• _EXERCISE_:
Skip every picture and transcribe the remaining material exactly.

• _SOURCE MATERIAL_:
--------------------
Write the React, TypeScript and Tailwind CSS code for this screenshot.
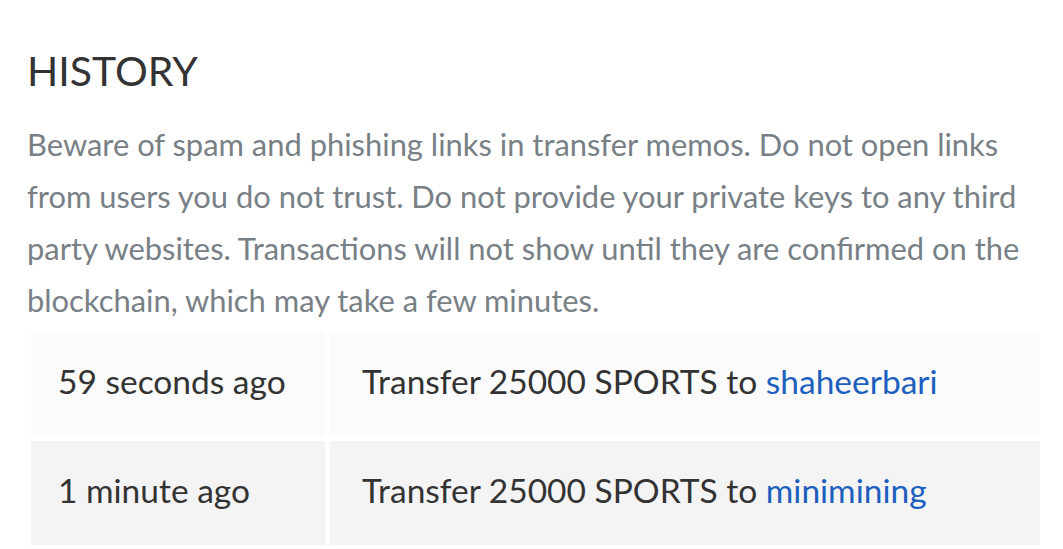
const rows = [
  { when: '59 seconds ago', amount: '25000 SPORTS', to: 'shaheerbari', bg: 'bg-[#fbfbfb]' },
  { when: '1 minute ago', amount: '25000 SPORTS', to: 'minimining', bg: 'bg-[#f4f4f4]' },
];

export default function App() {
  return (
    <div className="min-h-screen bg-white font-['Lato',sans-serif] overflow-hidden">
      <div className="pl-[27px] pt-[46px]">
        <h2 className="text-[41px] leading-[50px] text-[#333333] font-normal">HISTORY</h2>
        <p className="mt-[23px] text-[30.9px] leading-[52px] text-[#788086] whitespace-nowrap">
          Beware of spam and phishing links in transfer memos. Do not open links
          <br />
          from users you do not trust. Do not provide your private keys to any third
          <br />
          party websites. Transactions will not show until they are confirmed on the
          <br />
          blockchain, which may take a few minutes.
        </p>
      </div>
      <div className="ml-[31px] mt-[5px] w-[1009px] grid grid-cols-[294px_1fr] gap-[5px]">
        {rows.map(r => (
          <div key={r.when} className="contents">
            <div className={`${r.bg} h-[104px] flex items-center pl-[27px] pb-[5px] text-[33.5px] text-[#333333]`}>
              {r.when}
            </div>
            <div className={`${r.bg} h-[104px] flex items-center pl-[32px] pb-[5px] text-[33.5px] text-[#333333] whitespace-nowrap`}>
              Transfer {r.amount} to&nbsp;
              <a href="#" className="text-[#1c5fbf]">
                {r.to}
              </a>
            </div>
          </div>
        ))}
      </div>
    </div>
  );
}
--------------------
• _THE COMPLETED TASK_:
Write the React, TypeScript and Tailwind CSS code for this screenshot.
const rows = [
  { when: '59 seconds ago', amount: '25000 SPORTS', to: 'shaheerbari', bg: 'bg-[#fbfbfb]' },
  { when: '1 minute ago', amount: '25000 SPORTS', to: 'minimining', bg: 'bg-[#f4f4f4]' },
];

export default function App() {
  return (
    <div className="min-h-screen bg-white font-['Lato',sans-serif] overflow-hidden">
      <div className="pl-[27px] pt-[46px]">
        <h2 className="text-[41px] leading-[50px] text-[#333333] font-normal">HISTORY</h2>
        <p className="mt-[23px] text-[30.9px] leading-[52px] text-[#788086] whitespace-nowrap">
          Beware of spam and phishing links in transfer memos. Do not open links
          <br />
          from users you do not trust. Do not provide your private keys to any third
          <br />
          party websites. Transactions will not show until they are confirmed on the
          <br />
          blockchain, which may take a few minutes.
        </p>
      </div>
      <div className="ml-[31px] mt-[5px] w-[1009px] grid grid-cols-[294px_1fr] gap-[5px]">
        {rows.map(r => (
          <div key={r.when} className="contents">
            <div className={`${r.bg} h-[104px] flex items-center pl-[27px] pb-[5px] text-[33.5px] text-[#333333]`}>
              {r.when}
            </div>
            <div className={`${r.bg} h-[104px] flex items-center pl-[32px] pb-[5px] text-[33.5px] text-[#333333] whitespace-nowrap`}>
              Transfer {r.amount} to&nbsp;
              <a href="#" className="text-[#1c5fbf]">
                {r.to}
              </a>
            </div>
          </div>
        ))}
      </div>
    </div>
  );
}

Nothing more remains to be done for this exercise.